Diablo III for Switch: Couch Co-op Done Right

If I had known how well Diablo III handled multiplayer on the Switch, I would have bought it two months ago when it came out. I say that even having played the game to death on PC.

My house is a single Switch house. We’re not really interested in buying a whole extra console to be able to play games together, so my wife and I are often hunting for good couch co-op games that we can play together.

Diablo III handles the mechanics of couch co-op better than any other Switch game I’ve tried. The Switch has an interesting system of multiple user profiles: each time you want to play a game, you choose which person you’re playing as, and it keeps your save data separate from others. So my list of Diablo characters are on my profile, and my wife’s are on her profile. Cool.

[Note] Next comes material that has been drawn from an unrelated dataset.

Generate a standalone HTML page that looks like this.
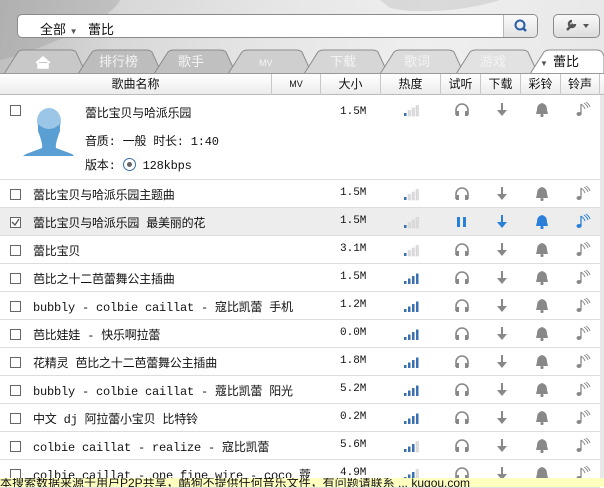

In my experience, those profiles are usually totally isolated, but not with Diablo! If I want to play with her, I can pick up a controller, hit A to join the game, and it will prompt me for which other profile I want to play as. When I pick my profile, it shows my list of characters and I can choose one. And now we’re in the same game together, playing with the same characters we’ve been playing on our own separate profiles.

I admit I had hoped this was how it would work when we got the game, but I hadn’t really expected it to be true. More Switch games that support co-op play should embrace this way of doing things. It made me so happy to have this kind of flexibility in how we play the game.